The Interpreter

A special project of Institute of Modern Russia

After Crimean Events, Nazarbayev Retreats on Kazakh Language

Staunton, April 9 – After Crimea, and apparently fearful that Vladimir Putin might target northern Kazakhstan as its next “Crimea,” Kazakhstan President Nursultan Nazarbayev has slowed down if not entirely stopped his efforts to require all officials in that country to speak the national language.

Until very recently, Igor Rotar says in a Rosbalt.ru commentary, “Kazakhstan had pursued the most aggressive policy” of having Kazakh displace Russian as the language of government and had refused to give Russian official status even though a significant portion of the country’s population speaks it.

But now in the wake of Crimea, Nazarbayev has said that “it is clearly written in the Constitution that discrimination against anyone for religious, nationality or linguistic reasons is prohibited,” a shift that many see as pointing Kazakhstan in an entirely different direction that will be less problematic for local Russians and for Moscow.

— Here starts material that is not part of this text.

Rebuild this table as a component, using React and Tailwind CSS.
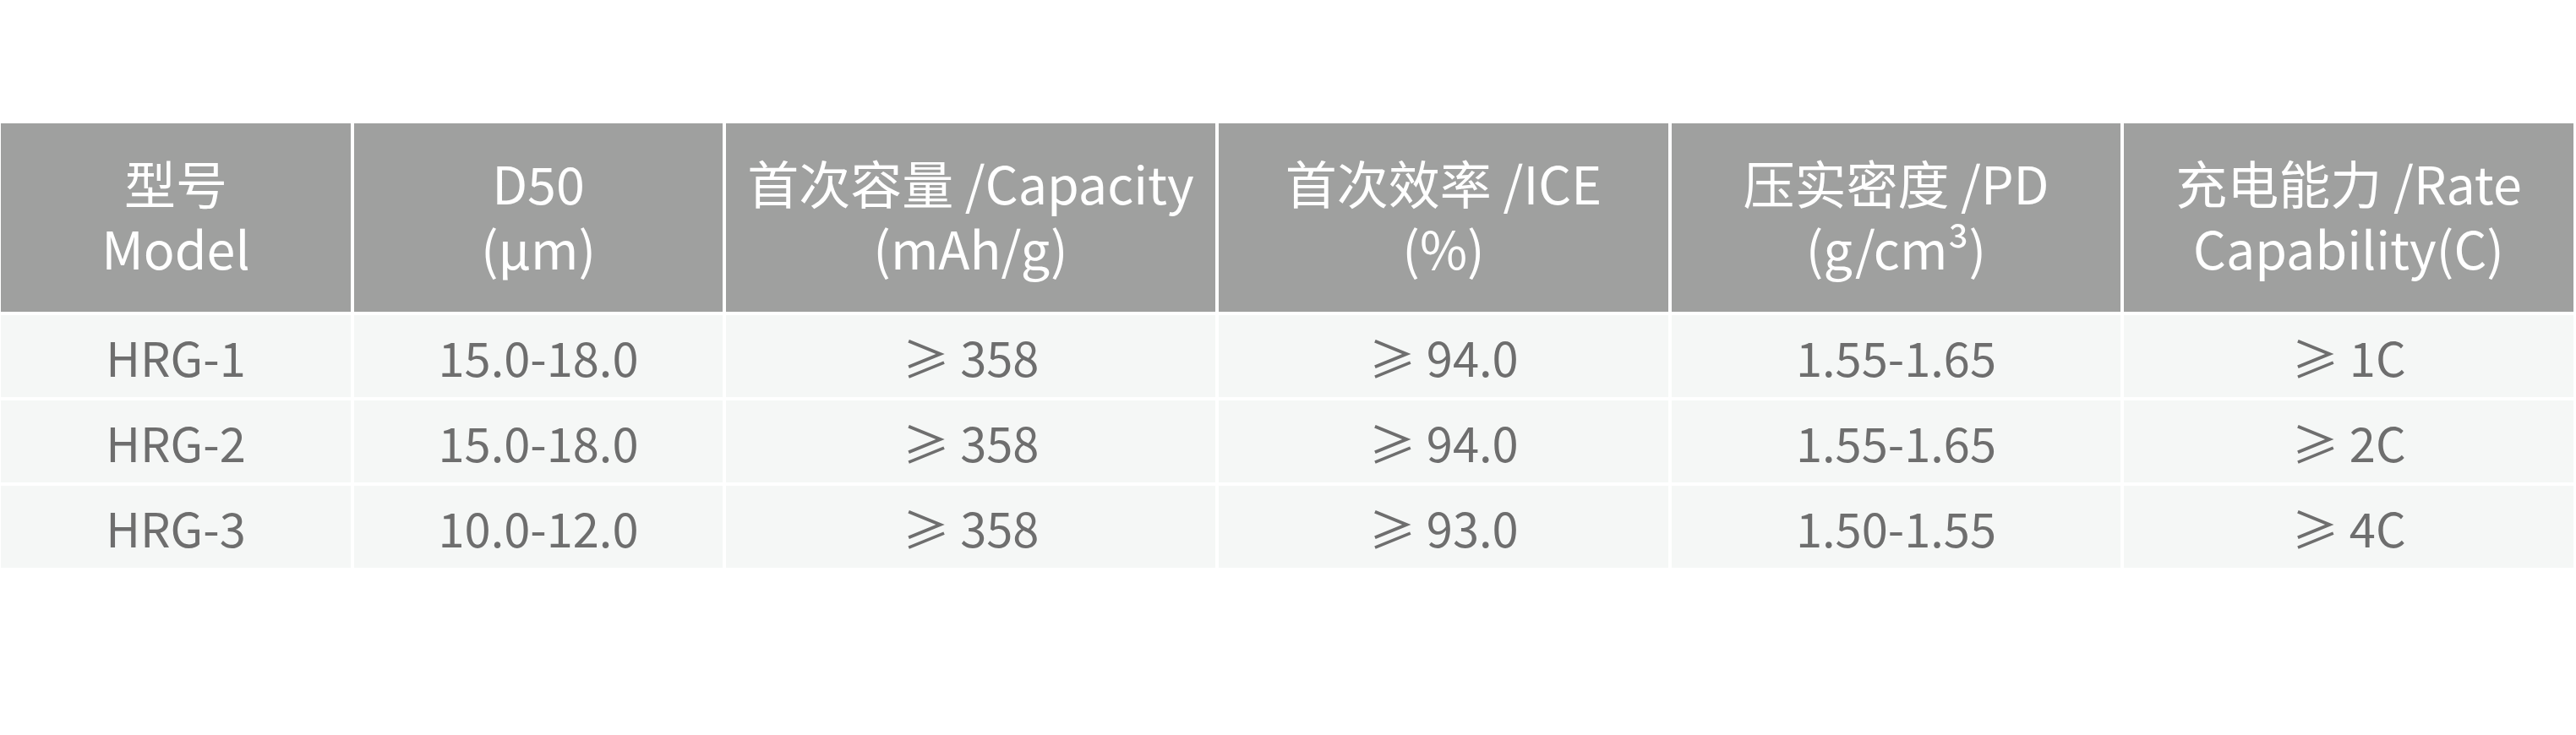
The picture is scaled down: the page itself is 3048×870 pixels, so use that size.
import React from "react";

const headers = [
  ["型号", "Model"],
  ["D50", "(μm)"],
  ["首次容量 /Capacity", "(mAh/g)"],
  ["首次效率 /ICE", "(%)"],
  ["压实密度 /PD", "(g/cm³)"],
  ["充电能力 /Rate", "Capability(C)"],
];

const rows = [
  ["HRG-1", "15.0-18.0", "≥ 358", "≥ 94.0", "1.55-1.65", "≥ 1C"],
  ["HRG-2", "15.0-18.0", "≥ 358", "≥ 94.0", "1.55-1.65", "≥ 2C"],
  ["HRG-3", "10.0-12.0", "≥ 358", "≥ 93.0", "1.50-1.55", "≥ 4C"],
];

export default function App() {
  return (
    <div
      className="w-[3048px] h-[870px] bg-white pt-[146px] pl-[1px]"
      style={{ fontFamily: '"Noto Sans CJK SC", "Noto Sans", sans-serif' }}
    >
      <div className="grid grid-cols-[414px_436px_579px_532px_531px_532px] gap-[4px]">
        {headers.map((h, i) => (
          <div
            key={"h" + i}
            className="h-[223px] bg-[#9fa09f] text-white text-[61px] leading-[77px] pb-[8px] flex flex-col items-center justify-center text-center whitespace-nowrap"
          >
            <div>{h[0]}</div>
            <div>{h[1]}</div>
          </div>
        ))}
        {rows.map((r, ri) =>
          r.map((c, ci) => (
            <div
              key={ri + "-" + ci}
              className="h-[97px] bg-[#f5f7f6] text-[#6e6e6e] text-[56px] flex items-center justify-center whitespace-nowrap"
            >
              {c}
            </div>
          ))
        )}
      </div>
    </div>
  );
}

According to Rotar, “many political experts continue to consider that Northern Kazakhstan is one of the more probable regions for a repetition of the ‘Crimean scenario,” and he cites US expert Martha Brill Olcott’s view that that region is “the most probable ‘target for Putin’” but only after Nazarbayev himself leaves the scene.

“The imposition of the language of the titular nation is not the only manifestation of the unique nationality policy of Astana,” Rotar continues, citing Adzhar Kurtov of the influential Russian Institute for Strategic Studies who says that “beyond any doubt,” Kazakhstan is “an ethnocracy” which is pushing out ethnic Russians and attracting ethnic Kazakhs from abroad.

Moreover, Kurtov says, local Russians are either being subjected to “’Kazakhization,” with those who have “even a drop of Kazakh blood” being identified as “representatives of the titular nationality.” As a result, there are now many people in that country “with a purely Slavic visage who ‘by passport’ are Kazakhs.”

Astana also has promoted the resettlement of Kazakhs into the northern portion of the country which until recently had been predominantly ethnic Russian and has renamed “almost 60 percent” of all locations, shifting from Russian names to Kazakh ones and even talking about re-labelling the country Kazakh Eli rather than Kazakhstan.

But all these programs may now be on hold or even reversed, the Rosbalt.ru commentator suggests, as Nazarbayev and his country try to adopt positions that will make it less likely that Putin will turn on them, an indication of the way in which the Kremlin leader’s act of intimidation is affecting some but not all the peoples of the region.